“I don’t know, dear. I’m in hell.”

* * *

How, Kind and Forbearing Readers of this great encyclopedia of Psychic Research, better known as The Whiz Bang, pause a moment while Ye Ed relates how Sir Harry Lauder indirectly caused me much embarrassment.

While lunching at the Friars’ Club on my last visit to New York City, I was cordially invited to a big reception at the Hotel Commodore in honor of Sir Harry Lauder, famous Scottish comedian. The momentous night arrived and I donned by “Sunday-go-to-meeting” clothes for the great event. Please try to imagine my chagrin and sheepishness when friends who had called to escort me, very courteously and, I might add, diplomatically informed me that “it was to be a full dress affair.” How in heck could a horny-handed tiller of the soil be expected to possess a dress suit?

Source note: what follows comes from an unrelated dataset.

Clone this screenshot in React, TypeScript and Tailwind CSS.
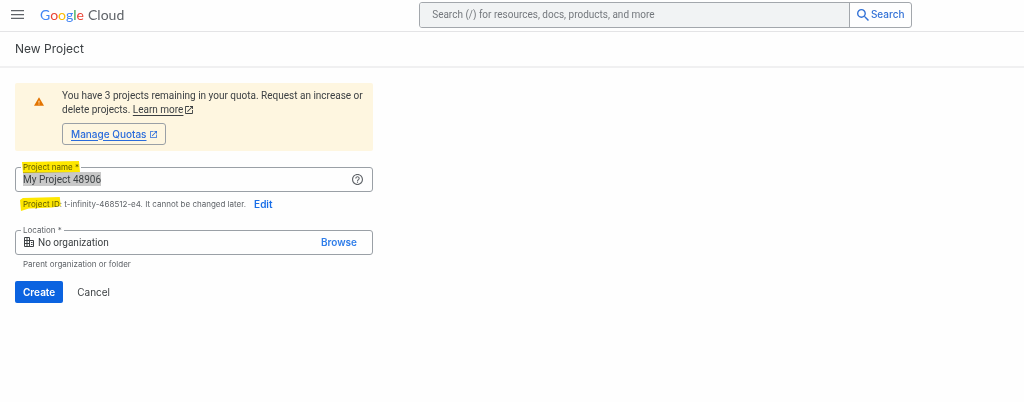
import { FC, ReactNode } from "react";

interface OutlinedFieldProps {
    id: string;
    label: string;
    highlighted?: boolean;
    children: ReactNode;
}

interface IconProps {
    className?: string;
}

const LOGO_LETTERS = [
    { letter: "G", color: "text-[#4285f4]" },
    { letter: "o", color: "text-[#ea4335]" },
    { letter: "o", color: "text-[#fbbc04]" },
    { letter: "g", color: "text-[#4285f4]" },
    { letter: "l", color: "text-[#34a853]" },
    { letter: "e", color: "text-[#ea4335]" },
];

const MenuIcon: FC = () => (
    <svg viewBox="0 0 13 9" className="h-[9px] w-[13px]" fill="#5f6368" aria-hidden="true">
        <path d="M0 0h13v1.3H0zM0 3.9h13v1.3H0zM0 7.7h13V9H0z" />
    </svg>
);

const SearchIcon: FC = () => (
    <svg viewBox="3 3 17.5 17.5" className="size-3 shrink-0" fill="currentColor" aria-hidden="true">
        <path d="M15.5 14h-.79l-.28-.27A6.47 6.47 0 0 0 16 9.5 6.5 6.5 0 1 0 9.5 16c1.61 0 3.09-.59 4.23-1.57l.27.28v.79l5 4.99L20.49 19l-4.99-5zm-6 0C7.01 14 5 11.99 5 9.5S7.01 5 9.5 5 14 7.01 14 9.5 11.99 14 9.5 14z" />
    </svg>
);

const ExternalIcon: FC<IconProps> = ({ className }) => (
    <svg viewBox="3 3 18 18" className={className} fill="currentColor" aria-hidden="true">
        <path d="M19 19H5V5h7V3H5a2 2 0 0 0-2 2v14a2 2 0 0 0 2 2h14c1.1 0 2-.9 2-2v-7h-2v7zM14 3v2h3.59l-9.83 9.83 1.41 1.41L19 6.41V10h2V3h-7z" />
    </svg>
);

const WarningIcon: FC = () => (
    <svg viewBox="1 2 22 19" className="h-[9px] w-[10px]" fill="#e37400" aria-hidden="true">
        <path d="M1 21h22L12 2 1 21zm12-3h-2v-2h2v2zm0-4h-2v-4h2v4z" />
    </svg>
);

const HelpIcon: FC = () => (
    <svg viewBox="2 2 20 20" className="size-[11px]" fill="#5f6368" aria-hidden="true">
        <path d="M11 18h2v-2h-2v2zm1-16C6.48 2 2 6.48 2 12s4.48 10 10 10 10-4.48 10-10S17.52 2 12 2zm0 18c-4.41 0-8-3.59-8-8s3.59-8 8-8 8 3.59 8 8-3.59 8-8 8zm0-14c-2.21 0-4 1.79-4 4h2c0-1.1.9-2 2-2s2 .9 2 2c0 2-3 1.75-3 5h2c0-2.25 3-2.5 3-5 0-2.21-1.79-4-4-4z" />
    </svg>
);

const OrganizationIcon: FC = () => (
    <svg viewBox="0 0 10 10" className="size-[10px] shrink-0" fill="none" stroke="#3c4043" aria-hidden="true">
        <path d="M.5 .5h5v9h-5zM3 .5v9M.5 3.5h5M.5 6.5h5M5.5 3.5h4v6h-4M7 5.5h1.500M7 7.5h1.500" />
    </svg>
);

const OutlinedField: FC<OutlinedFieldProps> = ({ id, label, highlighted, children }) => (
    <fieldset className="min-w-0 rounded-[3px] border border-[#9aa0a6] px-1">
        <legend className="ml-px px-[2px] font-[Inter,sans-serif] text-[8px] leading-[10px] text-[#5f6368]">
            <span className="relative inline-block">
                <label htmlFor={id}>{label}</label>
                {highlighted && (
                    <svg
                        viewBox="0 0 58 12"
                        preserveAspectRatio="none"
                        className="pointer-events-none absolute -inset-x-px -top-px h-3 w-[calc(100%+2px)] mix-blend-multiply"
                        fill="#ffe800"
                        aria-hidden="true"
                    >
                        <path d="M0 1 57 0l1 11-57 1z" />
                    </svg>
                )}
            </span>
        </legend>
        <div className="flex h-[19px] items-start px-[3px]">{children}</div>
    </fieldset>
);

export default function App() {
    return (
        <div className="min-h-screen bg-[#fefefe] font-[Roboto,sans-serif] text-[10px] text-[#3c4043]">
            <header className="flex h-8 items-center gap-[3px] border-b border-[#e4e4e6] pb-[2px] pl-[11px]">
                <div className="flex w-2/5 shrink-0 items-center gap-4">
                    <button type="button" aria-label="Main menu">
                        <MenuIcon />
                    </button>
                    <a
                        href="#home"
                        className="flex gap-1 font-[Lato,sans-serif] text-sm leading-4 text-[#5f6368]"
                    >
                        <span>
                            {LOGO_LETTERS.map(({ letter, color }, index) => (
                                <span key={index} className={color}>
                                    {letter}
                                </span>
                            ))}
                        </span>
                        <span>Cloud</span>
                    </a>
                </div>
                <form className="flex h-[26px] w-full max-w-[493px] rounded-[3px] border border-[#a3a7ac]">
                    <input
                        type="search"
                        aria-label="Search"
                        placeholder="Search (/) for resources, docs, products, and more"
                        className="min-w-0 flex-1 rounded-l-[2px] bg-[#f1f3f4] px-3 placeholder:text-[#74787d]"
                    />
                    <button
                        type="button"
                        className="flex w-[62px] items-center justify-center gap-[2px] border-l border-[#a3a7ac] font-[Inter,sans-serif] font-medium text-[#3271d6]"
                    >
                        <SearchIcon />
                        Search
                    </button>
                </form>
            </header>

            <div className="border-b-2 border-[#f0f0f1] px-[15px] py-2">
                <h1 className="font-[Inter,sans-serif] text-xs leading-[18px]">New Project</h1>
            </div>

            <main className="max-w-[388px] px-[15px] pt-[15px]">
                {/* Quota notice */}
                <section className="flex rounded-[2px] bg-[#fef6e0] py-[6px]">
                    <div className="w-[47px] shrink-0 pl-[19px] pt-2">
                        <WarningIcon />
                    </div>
                    <div>
                        <p className="leading-[14px]">
                            You have 3 projects remaining in your quota. Request an increase or delete
                            projects.{" "}
                            <a href="#learn-more" className="whitespace-nowrap">
                                <span className="underline underline-offset-2">Learn more</span>
                                <ExternalIcon className="ml-[2px] inline size-2 align-[-1px]" />
                            </a>
                        </p>
                        <a
                            href="#quotas"
                            className="mt-[6px] inline-flex h-[22px] items-center gap-[3px] rounded-[3px] border border-[#9aa0a6] px-2 font-[Inter,sans-serif] font-medium text-[#2a6bdb]"
                        >
                            <span className="underline underline-offset-2">Manage Quotas</span>
                            <ExternalIcon className="size-[7px]" />
                        </a>
                    </div>
                </section>

                <form>
                    {/* Project name */}
                    <div className="mt-[11px]">
                        <OutlinedField id="project-name" label="Project name *" highlighted>
                            <input
                                id="project-name"
                                type="text"
                                defaultValue="My Project 48906"
                                className="h-[14px] max-w-full bg-[#c8c8c8] [field-sizing:content]"
                            />
                            <button type="button" aria-label="Help" className="ml-auto mr-[2px] mt-[2px]">
                                <HelpIcon />
                            </button>
                        </OutlinedField>
                    </div>
                    <div className="mt-[6px] flex items-center gap-2 px-2 font-[Inter,sans-serif] text-[8px] leading-3 text-[#5f6368]">
                        <p>
                            <span className="relative inline-block">
                                Project ID
                                <svg
                                    viewBox="0 0 42 14"
                                    preserveAspectRatio="none"
                                    className="pointer-events-none absolute -left-[3px] -top-px h-[14px] w-[calc(100%+4px)] mix-blend-multiply"
                                    fill="#ffe800"
                                    aria-hidden="true"
                                >
                                    <path d="M0 3 3 1l38-1 1 9-9 1.500-24 1L1 14z" />
                                </svg>
                            </span>
                            : t-infinity-468512-e4. It cannot be changed later.
                        </p>
                        <button type="button" className="text-[10px] font-semibold text-[#1a6fe8]">
                            Edit
                        </button>
                    </div>

                    {/* Location */}
                    <div className="mt-[15px]">
                        <OutlinedField id="location" label="Location *">
                            <div className="flex min-w-0 flex-1 items-center gap-1 pl-px">
                                <OrganizationIcon />
                                <input
                                    id="location"
                                    type="text"
                                    readOnly
                                    defaultValue="No organization"
                                    className="h-[14px] min-w-0 flex-1"
                                />
                            </div>
                            <button
                                type="button"
                                className="mr-2 h-[14px] font-[Inter,sans-serif] font-semibold text-[#2f7de9]"
                            >
                                Browse
                            </button>
                        </OutlinedField>
                    </div>
                    <p className="mt-[3px] px-2 font-[Inter,sans-serif] text-[8px] leading-3 text-[#5f6368]">
                        Parent organization or folder
                    </p>

                    <div className="mt-[11px] flex gap-[6px] font-[Inter,sans-serif]">
                        <button
                            type="button"
                            className="h-[22px] rounded-[2px] bg-[#0b63e0] px-2 font-semibold text-white"
                        >
                            Create
                        </button>
                        <button type="button" className="h-[22px] px-2">
                            Cancel
                        </button>
                    </div>
                </form>
            </main>
        </div>
    );
}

After thanking my kind auditors in as gracious a manner as possible, I suggested that probably Sir Harry might consider overalls more appropriate for me. Anyway I did not attend the reception. Next day my Friar friends told me about it and I was happily regaled with Scottish humor. The chairman, they said, graciously introduced Lauder as his “closest friend.” Will these jokes on Sir Harry’s thrift never cease?

* * *

During recent pilgrimages that carried me east, west, north and south, I ran across many amusing, although sometimes embarrassing situations. Chief among them was the constantly manifested surprise of newly-found friends that there was actually such a personage, in flesh and blood, as Captain Bilious Billy.

Here is a fair list of the questions usually dished out by new acquaintances:

“Why, I supposed the Whiz Bang was only ‘kidding’ and that ‘Captain Billy’ was merely a book name.”

“And do you really drink that horrid moonshine?”

“Did you have a hired man named Gus?”